Revisit your strategy when:
- A company changes its refund, cancellation, or dispute policy
- Your state attorney general updates its consumer complaint portal
- A more specialized regulator becomes relevant to your issue
- Your problem shifts from poor service to suspected deception or fraud
- You discover other consumers reporting the same conduct
- A platform, card issuer, or payment provider offers a faster recovery path
If your first filing did not help, do not assume the case is over. Instead, ask what was missing:
- Did you choose a route aimed at individual resolution or pattern reporting?
- Did you state the exact remedy you wanted?
- Did you include dates, amounts, and documents?
- Did you miss a deadline for payment disputes or cancellations?
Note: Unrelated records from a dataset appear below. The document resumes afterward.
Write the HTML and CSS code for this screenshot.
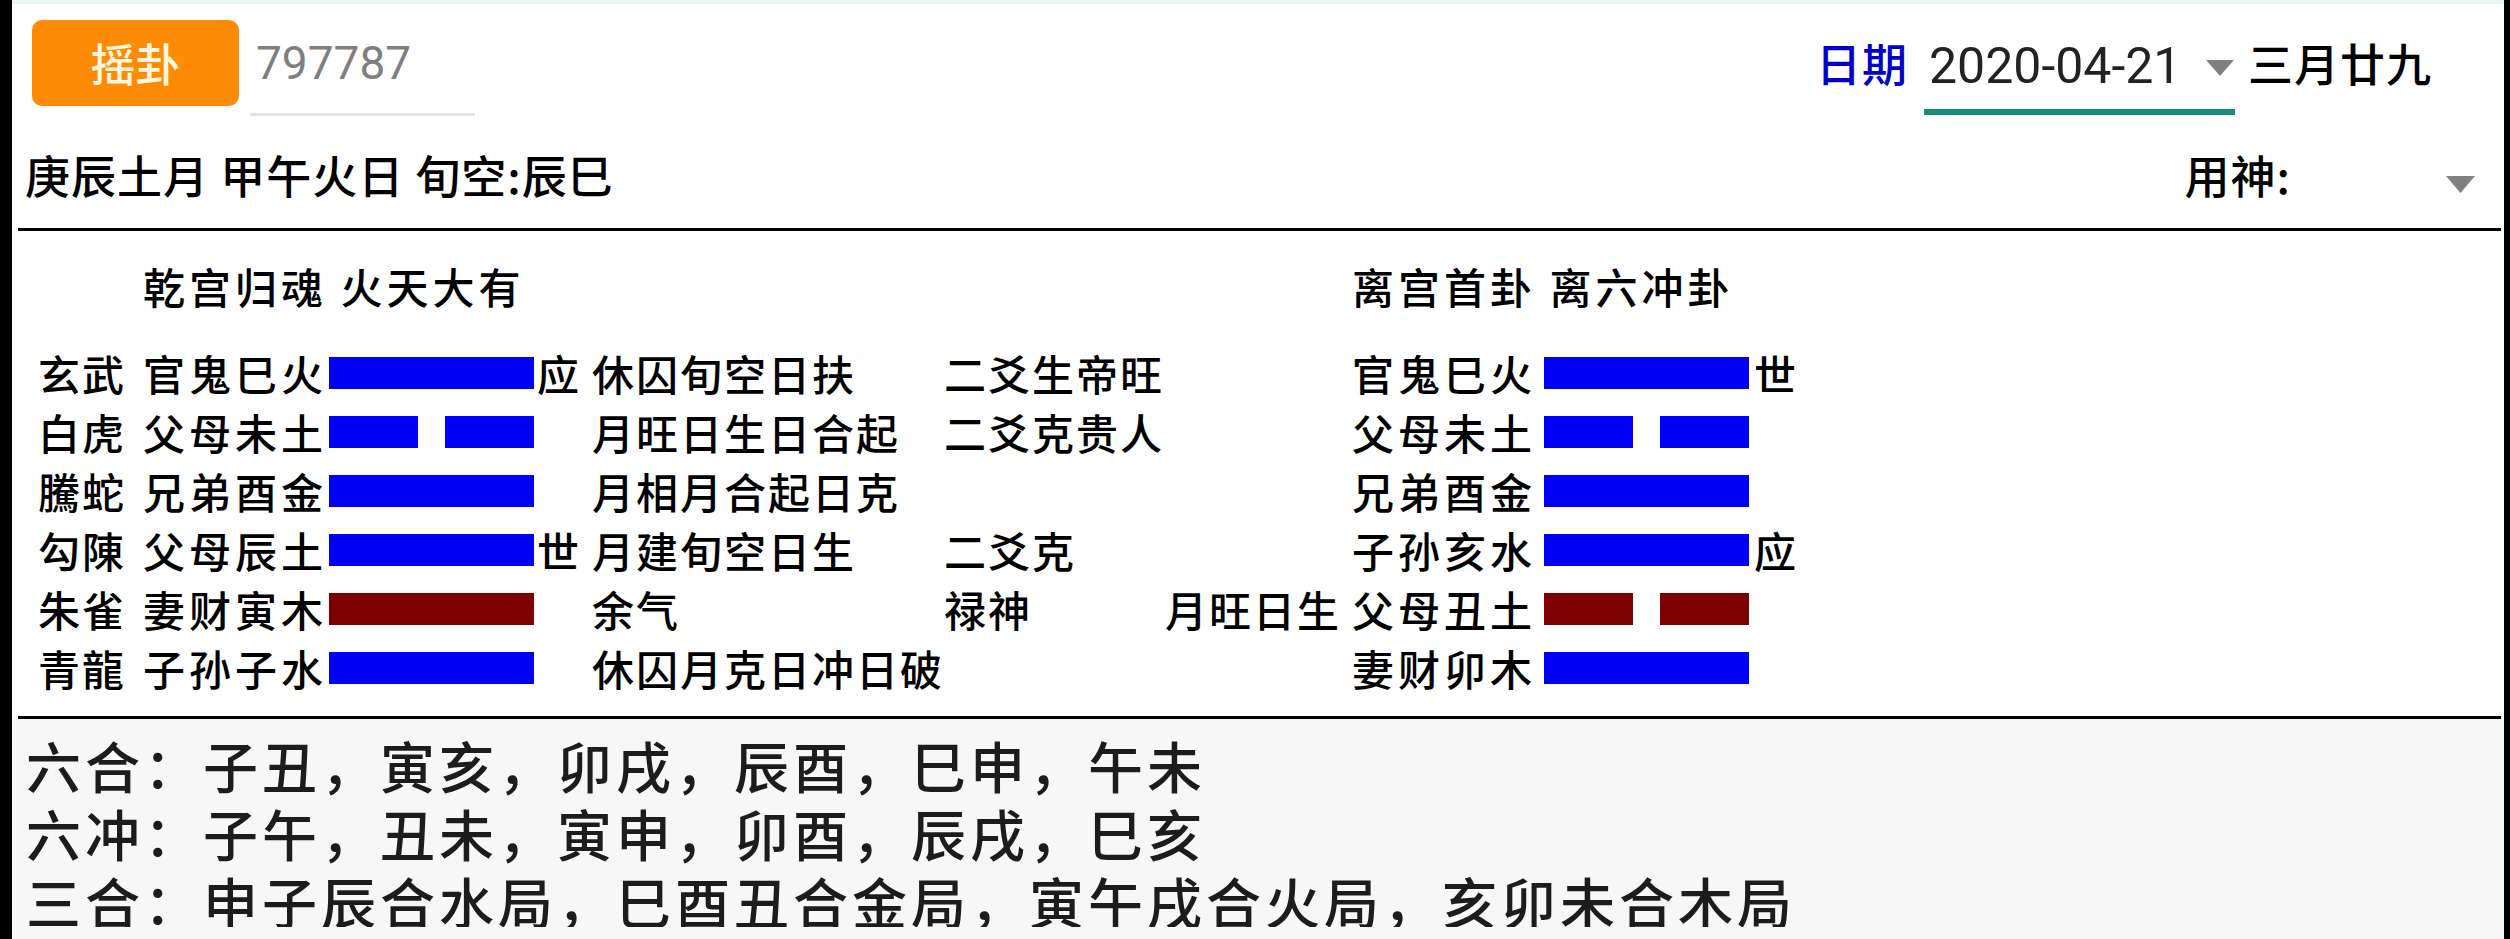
FILE: index.html
```html
<!DOCTYPE html>
<html lang="zh-CN">
<head>
<meta charset="utf-8">
<title>摇卦</title>
<link rel="stylesheet" href="styles.css">
</head>
<body>
<div class="screen">
  <div class="topstrip"></div>
  <header class="bar1">
    <button class="shake">摇卦</button>
    <div class="code">797787</div>
    <div class="datebox">
      <span class="datelabel">日期</span>
      <div class="spinner">
        <span class="date">2020-04-21</span>
        <svg class="tri" viewBox="0 0 28 16" width="28" height="16"><path d="M0 0H28L14 16Z" fill="#808080"/></svg>
      </div>
      <span class="lunar">三月廿九</span>
    </div>
  </header>
  <div class="bar2">
    <span class="ganzhi">庚辰土月 甲午火日 旬空:辰巳</span>
    <div class="yongshen">
      <span class="yslabel">用神:</span>
      <div class="ysel">
        <svg class="tri2" viewBox="0 0 29 17" width="29" height="17"><path d="M0 0H29L14.5 17Z" fill="#808080"/></svg>
      </div>
    </div>
  </div>
  <section class="gua">
    <div class="grid">
      <div></div><div class="title span4">乾宫归魂 火天大有</div><div class="span2"></div><div class="title span3">离宫首卦 离六冲卦</div>

      <div class="god">玄武</div><div class="name">官鬼巳火</div><div class="yao yang"></div><div class="sy">应</div><div class="st">休囚旬空日扶</div><div class="nt">二爻生帝旺</div><div class="ex"></div><div class="name">官鬼巳火</div><div class="yao yang"></div><div class="sy2">世</div>

      <div class="god">白虎</div><div class="name">父母未土</div><div class="yao yin"><i></i><i></i></div><div class="sy"></div><div class="st">月旺日生日合起</div><div class="nt">二爻克贵人</div><div class="ex"></div><div class="name">父母未土</div><div class="yao yin"><i></i><i></i></div><div class="sy2"></div>

      <div class="god">騰蛇</div><div class="name">兄弟酉金</div><div class="yao yang"></div><div class="sy"></div><div class="st">月相月合起日克</div><div class="nt"></div><div class="ex"></div><div class="name">兄弟酉金</div><div class="yao yang"></div><div class="sy2"></div>

      <div class="god">勾陳</div><div class="name">父母辰土</div><div class="yao yang"></div><div class="sy">世</div><div class="st">月建旬空日生</div><div class="nt">二爻克</div><div class="ex"></div><div class="name">子孙亥水</div><div class="yao yang"></div><div class="sy2">应</div>

      <div class="god">朱雀</div><div class="name">妻财寅木</div><div class="yao yang red"></div><div class="sy"></div><div class="st">余气</div><div class="nt">禄神</div><div class="ex">月旺日生</div><div class="name">父母丑土</div><div class="yao yin red"><i></i><i></i></div><div class="sy2"></div>

      <div class="god">青龍</div><div class="name">子孙子水</div><div class="yao yang"></div><div class="sy"></div><div class="st">休囚月克日冲日破</div><div class="nt"></div><div class="ex"></div><div class="name">妻财卯木</div><div class="yao yang"></div><div class="sy2"></div>
    </div>
  </section>
  <section class="notes">
    <div class="notes-inner">
      <p>六合：子丑，寅亥，卯戌，辰酉，巳申，午未</p>
      <p>六冲：子午，丑未，寅申，卯酉，辰戌，巳亥</p>
      <p>三合：申子辰合水局，巳酉丑合金局，寅午戌合火局，亥卯未合木局</p>
    </div>
  </section>
</div>
</body>
</html>
```

FILE: styles.css
```css
html, body {
  margin: 0;
  padding: 0;
  background: #000;
}

body {
  font-family: "Noto Sans CJK SC", "Noto Sans", sans-serif;
  font-weight: 500;
  color: #000;
}

.screen {
  margin: 0 6px 0 12px;
  height: 939px;
  background: #fff;
  padding: 0 3px 0 6px;
  box-sizing: border-box;
  display: flex;
  flex-direction: column;
  overflow: hidden;
}

.topstrip {
  height: 4px;
  background: #e8f7f4;
  margin: 0 -3px 0 -6px;
}

/* header row 1 */
.bar1 {
  display: flex;
  align-items: flex-start;
  padding: 16px 0 0 14px;
}

.shake {
  width: 207px;
  height: 86px;
  border: none;
  border-radius: 10px;
  background: #fd8b06;
  color: #fff6df;
  font-family: "Noto Sans CJK SC", sans-serif;
  font-weight: 500;
  font-size: 45px;
  line-height: 86px;
  padding: 0;
}

.code {
  margin-left: 11px;
  width: 219px;
  height: 86px;
  line-height: 86px;
  padding: 0 0 7px 6px;
  border-bottom: 3px solid #e4e4e4;
  font-family: Roboto, "Liberation Sans", sans-serif;
  font-weight: 400;
  font-size: 46px;
  color: #7f7f7f;
}

.datebox {
  margin-left: auto;
  margin-right: 69px;
  display: flex;
  align-items: flex-start;
}

.datelabel {
  font-size: 45px;
  line-height: 86px;
  letter-spacing: 1px;
  color: #0000c8;
  margin-right: 16px;
}

.spinner {
  box-sizing: border-box;
  width: 311px;
  height: 92px;
  margin-top: 3px;
  padding-left: 5px;
  border-bottom: 6px solid #1a8f7e;
  display: flex;
  align-items: center;
}

.date {
  font-family: Roboto, "Liberation Sans", sans-serif;
  font-weight: 400;
  font-size: 50px;
  line-height: 86px;
  color: #222;
}

.tri {
  margin-left: auto;
  margin-right: 1px;
  margin-top: 4px;
}

.lunar {
  margin-left: 13px;
  font-size: 45px;
  line-height: 86px;
  letter-spacing: 1px;
}

/* header row 2 */
.bar2 {
  display: flex;
  align-items: center;
  height: 60px;
  padding: 29px 26px 23px 7px;
}

.ganzhi {
  font-size: 45px;
  line-height: 60px;
  letter-spacing: 1px;
}

.yongshen {
  margin-left: auto;
  display: flex;
  align-items: center;
}

.yslabel {
  font-size: 45px;
  line-height: 60px;
  letter-spacing: 1px;
}

.ysel {
  width: 184px;
  height: 60px;
  display: flex;
  justify-content: flex-end;
  align-items: center;
}

.tri2 {
  margin-top: 19px;
}

/* hexagram area */
.gua {
  border-top: 3px solid #000;
  border-bottom: 3px solid #000;
  padding: 25px 0 19px 20px;
}

.grid {
  display: grid;
  grid-template-columns: 105px 186px 205px 58px 352px 216px 192px 192px 205px auto;
  grid-template-rows: 87px repeat(6, 59px);
  align-items: center;
  font-size: 42px;
  line-height: 59px;
  letter-spacing: 2px;
  white-space: nowrap;
}

.span2 { grid-column: span 2; }
.span3 { grid-column: span 3; }
.span4 { grid-column: span 4; }

.title {
  align-self: start;
  letter-spacing: 4px;
}

.name { letter-spacing: 4px; }

.sy { padding-left: 3px; }

.ex {
  text-align: right;
  padding-right: 11px;
}

.sy2 { padding-left: 5px; }

.yao {
  height: 32px;
  --c: #0000f4;
}

.yao.red { --c: #7e0000; }

.yang { background: var(--c); }

.yin {
  display: flex;
  justify-content: space-between;
}

.yin i {
  width: 89px;
  height: 32px;
  background: var(--c);
}

/* bottom notes */
.notes {
  flex: 1;
  background: #f7f7f7;
  margin: 0 -3px 0 -6px;
  padding: 11px 0 0 14px;
}

.notes-inner {
  height: 197px;
  overflow: hidden;
  font-size: 55px;
  line-height: 68px;
  letter-spacing: 4px;
  color: #1c1c1c;
  white-space: nowrap;
}

.notes-inner p {
  margin: 0;
}
```
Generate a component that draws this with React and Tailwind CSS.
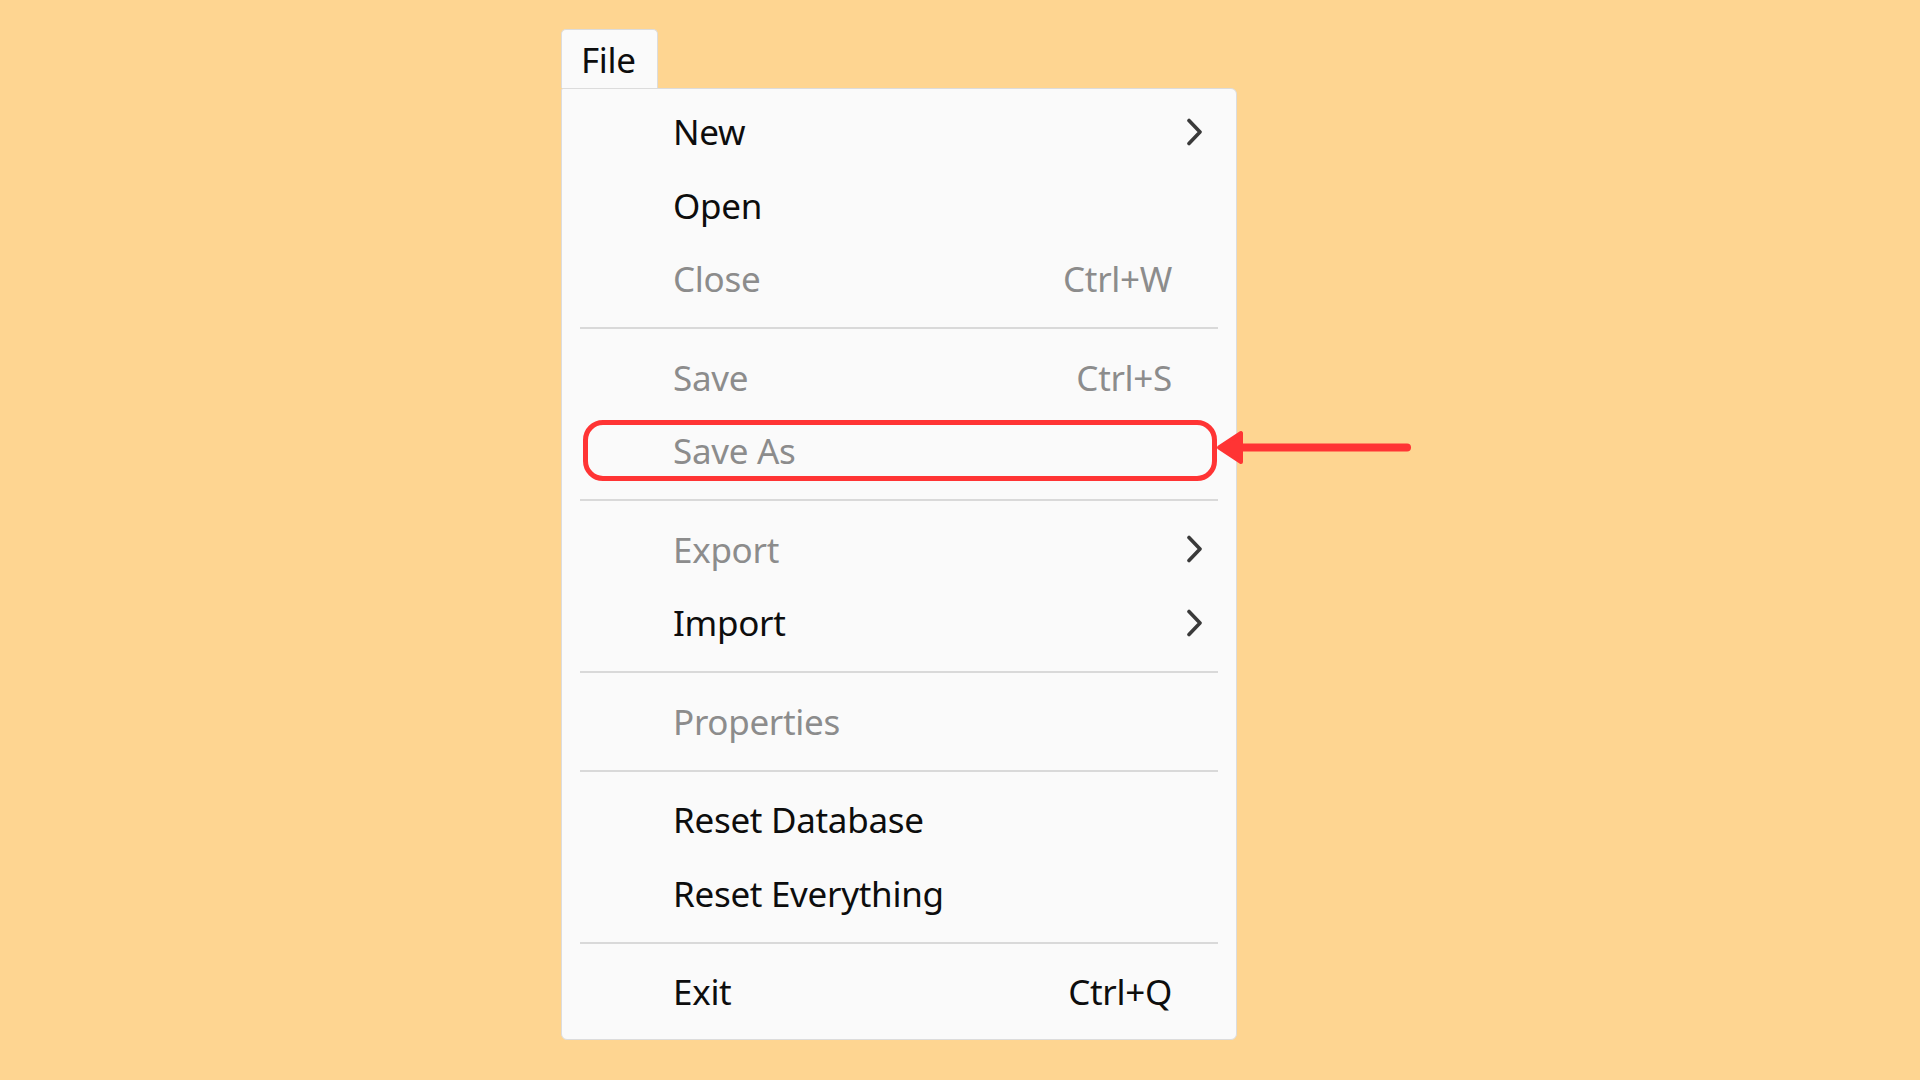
const items = [
  { label: "New", sub: true },
  { label: "Open" },
  { label: "Close", key: "Ctrl+W", off: true },
  "sep",
  { label: "Save", key: "Ctrl+S", off: true },
  { label: "Save As", off: true, marked: true },
  "sep",
  { label: "Export", sub: true, off: true },
  { label: "Import", sub: true },
  "sep",
  { label: "Properties", off: true },
  "sep",
  { label: "Reset Database" },
  { label: "Reset Everything" },
  "sep",
  { label: "Exit", key: "Ctrl+Q" },
];

const Chevron = () => (
  <svg width="16" height="28" viewBox="0 0 16 28" fill="none">
    <path
      d="M3 2.5 L14 14 L3 25.5"
      stroke="#3a3a3a"
      strokeWidth="3.6"
      strokeLinecap="round"
      strokeLinejoin="round"
    />
  </svg>
);

const MenuRow = ({ item }) => (
  <div className="relative flex items-center h-[73.5px] pl-[111px] pr-[34px]">
    <span
      className={`flex-1 text-[35px] leading-none tracking-[-0.3px] ${
        item.off ? "text-[#8c8c8c]" : "text-[#0d0d0d]"
      }`}
    >
      {item.label}
    </span>
    {item.key && (
      <span
        className={`mr-[30px] text-[35px] leading-none tracking-[-0.3px] ${
          item.off ? "text-[#8c8c8c]" : "text-[#0d0d0d]"
        }`}
      >
        {item.key}
      </span>
    )}
    {item.sub && <Chevron />}

    {/* highlight ring */}
    {item.marked && (
      <div className="absolute left-[21px] right-[19px] top-[6px] bottom-[7px] rounded-[20px] border-[5px] border-[#ff3434]" />
    )}
  </div>
);

export default function App() {
  return (
    <div
      className="relative w-full h-screen overflow-hidden bg-[#fed591] pl-[561px] pt-[29px]"
      style={{ fontFamily: '"Noto Sans", "Open Sans", sans-serif' }}
    >
      {/* Menu bar tab */}
      <div className="w-[97px] h-[59px] flex items-center pl-[19px] bg-[#fafafa] border border-b-0 border-[#dcdcdc] rounded-t-[5px]">
        <span className="text-[35px] leading-none tracking-[-0.3px] text-[#0d0d0d]">File</span>
      </div>

      {/* Dropdown */}
      <div className="w-[676px] bg-[#fafafa] border border-[#dcdcdc] rounded-[6px] rounded-tl-[2px] pt-[6px] pb-[10px]">
        {items.map((item, i) =>
          item === "sep" ? (
            <div key={i} className="mx-[18px] my-[11.5px] h-[2px] bg-[#d9d9d9]" />
          ) : (
            <MenuRow key={i} item={item} />
          )
        )}
      </div>

      {/* Pointer arrow */}
      <svg
        className="absolute left-[1214px] top-[428px]"
        width="200"
        height="40"
        viewBox="0 0 200 40"
        fill="none"
      >
        <line x1="26" y1="19.5" x2="193" y2="19.5" stroke="#ff3434" strokeWidth="8" strokeLinecap="round" />
        <polygon
          points="5,19.5 27,5 27,34"
          fill="#ff3434"
          stroke="#ff3434"
          strokeWidth="4"
          strokeLinejoin="round"
        />
      </svg>
    </div>
  );
}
- Would a different agency be a better fit based on the product or industry?
Your next practical step is simple: write a two-sentence summary of the problem, define your target outcome, and then pick the route that matches that goal. If you need a direct business response, lean toward BBB. If you need state-level consumer protection involvement, lean toward your attorney general. If you need to report fraud, deceptive practices, or scam behavior, lean toward the FTC. And if the issue belongs to a specialized regulator, use that channel first.
When in doubt, avoid filing vague complaints everywhere at once. A focused, well-documented complaint is usually stronger than a broad but inconsistent one. Keep your timeline, attachments, and requested remedy the same across each filing, and save copies of everything. That gives you a cleaner escalation path if you later need a chargeback, arbitration demand, or court filing.
For next steps, you may want to bookmark these related guides:
- State Attorney General Complaint Guide: When to File and How to Find Your State Form
- How to File a Complaint With the FTC: What They Handle, What They Don’t, and What to Expect
- Where to File a Complaint Against a Company: Agency Directory by Problem Type
The right complaint route does not guarantee a win, but it does improve your odds of spending your time in the place most likely to help.